Languages that experiment in features without historical precedent do
so at their own risk. By comparison, consumer product design seeks
to specifically do things that have not been done before, and to
avoid that which is well-known and "mundane".
Brendan has mentioned this, but it's worth repeating: there is
nothing "new" in the ES4 design. All of the features mentioned have
appeared previously in well-known languages. The features have been
fully researched, implemented and deployed in production systems, and
withstood the test of time.
I'm a product guy, not a PLT guy, so when I first started reading the
ES4 proposals, I was just as worried about scope and feature creep.

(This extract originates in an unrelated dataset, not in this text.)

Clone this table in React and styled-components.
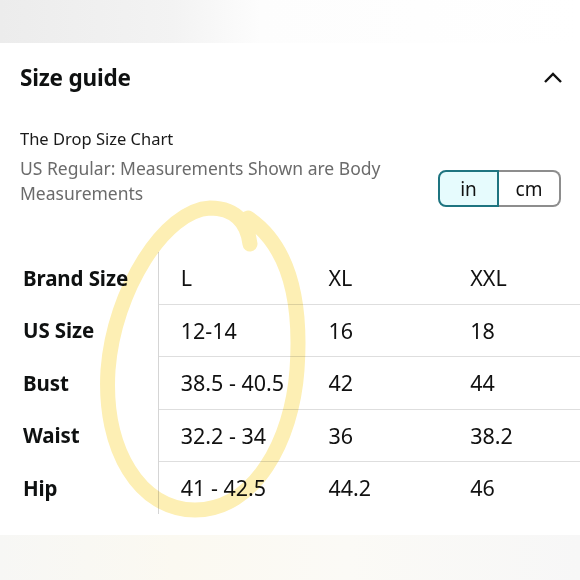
import React from 'react';
import styled, { createGlobalStyle } from 'styled-components';

const GlobalStyle = createGlobalStyle`
  html, body {
    margin: 0;
    padding: 0;
    background: #fff;
  }
  body {
    font-family: "Noto Sans", "Open Sans", Arial, sans-serif;
    color: #111;
  }
`;

const Page = styled.div`
  position: relative;
  width: 580px;
  height: 580px;
  overflow: hidden;
  background: #fff;
`;

const TopBand = styled.div`
  height: 43px;
  background: linear-gradient(90deg, #ececec 0%, #f3f3f3 30%, #fdfdfd 45%, #ffffff 100%);
`;

const BottomBand = styled.div`
  position: absolute;
  left: 0;
  right: 0;
  bottom: 0;
  height: 45px;
  background: linear-gradient(90deg, #f7f7f5 0%, #fbf9f1 30%, #fbfaf6 60%, #f7f7f7 100%);
`;

const HeaderRow = styled.div`
  height: 68px;
  display: flex;
  align-items: center;
  justify-content: space-between;
  padding: 0 16px 0 20px;
`;

const Title = styled.h2`
  margin: 0;
  font-size: 22.5px;
  font-weight: 700;
  color: #0f1111;
  letter-spacing: -0.2px;
`;

const Chevron = styled.svg`
  width: 22px;
  height: 14px;
`;

const InfoRow = styled.div`
  display: flex;
  align-items: flex-start;
  justify-content: space-between;
  padding: 15px 19px 0 20px;
`;

const InfoText = styled.div`
  display: flex;
  flex-direction: column;
  gap: 5px;
`;

const ChartName = styled.div`
  font-size: 16.5px;
  line-height: 25px;
  color: #1a1a1a;
`;

const ChartNote = styled.div`
  width: 390px;
  font-size: 17.5px;
  line-height: 25px;
  color: #6b6b6b;
`;

const Toggle = styled.div`
  display: flex;
  margin-top: 44px;
`;

const UnitButton = styled.div`
  width: ${p => (p.$active ? '57px' : '60px')};
  height: 33px;
  display: flex;
  align-items: center;
  justify-content: center;
  font-size: 19px;
  color: #111;
  background: ${p => (p.$active ? '#e6fbfd' : '#fff')};
  border: 2px solid ${p => (p.$active ? '#1e7480' : '#8d8d8d')};
  border-left-width: ${p => (p.$active ? '2px' : '0')};
  border-radius: ${p => (p.$active ? '8px 0 0 8px' : '0 8px 8px 0')};
`;

const Table = styled.table`
  margin-top: 45px;
  width: 580px;
  border-collapse: collapse;
`;

const Label = styled.th`
  width: 135px;
  height: 51.5px;
  padding: 0 0 0 23px;
  text-align: left;
  font-size: 20.5px;
  font-weight: 700;
  color: #0f1111;
  letter-spacing: -0.1px;
  border-right: 1px solid #d5d5d5;
`;

const Cell = styled.td`
  width: ${p => p.$w}px;
  height: 51.5px;
  padding: 0 0 0 22px;
  font-size: 21.5px;
  color: #111;
  border-top: ${p => (p.$first ? 'none' : '1px solid #dedede')};
`;

const Highlight = styled.svg`
  position: absolute;
  left: 0;
  top: 0;
  pointer-events: none;
  mix-blend-mode: multiply;
`;

const rows = [
  ['Brand Size', 'L', 'XL', 'XXL'],
  ['US Size', '12-14', '16', '18'],
  ['Bust', '38.5 - 40.5', '42', '44'],
  ['Waist', '32.2 - 34', '36', '38.2'],
  ['Hip', '41 - 42.5', '44.2', '46'],
];

const widths = [126, 120, 110];

export default function App() {
  return (
    <>
      <GlobalStyle />
      <Page>
        <TopBand />
        <HeaderRow>
          <Title>Size guide</Title>
          <Chevron viewBox="0 0 22 14">
            <path d="M3 12 L11 4 L19 12" fill="none" stroke="#111" strokeWidth="2.4" />
          </Chevron>
        </HeaderRow>
        <InfoRow>
          <InfoText>
            <ChartName>The Drop Size Chart</ChartName>
            <ChartNote>US Regular: Measurements Shown are Body Measurements</ChartNote>
          </InfoText>
          <Toggle>
            <UnitButton $active>in</UnitButton>
            <UnitButton>cm</UnitButton>
          </Toggle>
        </InfoRow>
        <Table>
          <tbody>
            {rows.map((r, i) => (
              <tr key={r[0]}>
                <Label>{r[0]}</Label>
                {r.slice(1).map((v, j) => (
                  <Cell key={j} $w={widths[j]} $first={i === 0}>{v}</Cell>
                ))}
              </tr>
            ))}
          </tbody>
        </Table>
        <BottomBand />
        <Highlight width="580" height="580" viewBox="0 0 580 580">
          <path
            d="M250 244 C248 228 240 208 210 208 C165 210 114 290 108 370 C103 450 140 510 195 510 C255 510 292 440 297 370 C302 300 288 245 248 218"
            fill="none"
            stroke="#fdefb4"
            strokeWidth="15"
            strokeLinecap="round"
          />
        </Highlight>
      </Page>
    </>
  );
}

Having now spent a year or so absorbing the content and learning
about this || much about PLT, it's sunk in that the proposal is not
as big as it looks.
(And this doesn't account for the fact that ES4 will be the most
precise specification of ECMAScript yet, with a reference
implementation no less!)
When concerned about "bloat", there are specific problems one worries
about:
- backward compatibility: ES4 is backward compatible, choosing only
to add to the language. If one is still scared by this, then one
must consider, what number of features would be "safe"? If you have
an API with 5 methods and you add 10 more, but you're worried about
backward compatibility, what's the difference between 1 new method
and 10 new methods? Why is the greater number of methods inherently
a bigger risk to backward compatibility?
- size of implementation: while I consider this a valid fear, I must
also point out that several of the TG1 members are incredibly
experienced in building JS interpreters for embedded systems. And
those members are in favor of ES4. I, JS hacker, cannot claim
knowledge enough to undermine their domain expertise. If other
experts in the field were concerned about this, that would be another
story. But thus far I have not seen any such objectors.
- time to completion: again, I must defer to the expert language
implementors of TG1.
The only remaining claim to featuritis is that developers will find
the new language unwieldy and hard to use. Valid concern, but how
can any developer claim this without actually having tried the
language? As I said above, you can find all these features in other
well-known languages, and they've worked well. Historical precedent
is on the side of ES4 on this one.
On a more personal note: I've spent the past 3 years building a JS
application from scratch; I've watched the application grow from
programming-in-the-small to programming-in-the-large, growing along
side a startup whose product has grown successful and accumulated
users and features at a rapid pace. I used to scoff at strong data-
typing -- who needs it when you've got good tests? These days I'm
not laughing. *Every* feature in ES4 would be a great help in
scaling this application out. If asked to name a "least useful
feature," I wouldn't name any. The feature set feels right.
So is the large feature set of ES4 risky? I don't believe so, but
even more importantly, so what? We're drowning out here (though not
all of us realize it). Without these features, JS apps are doomed to
scale (of codebase) limitations that will fundamentally inhibit the
growth of web-based applications. The "play it safe" strategy is
penny-wise and pound-foolish. When I hear concerns that ES4 will
"break the web," I can't help but think of how many times I've heard
that the web is already broken! The risks of *not* adopting the ES4
surely must factor into this calculus, too.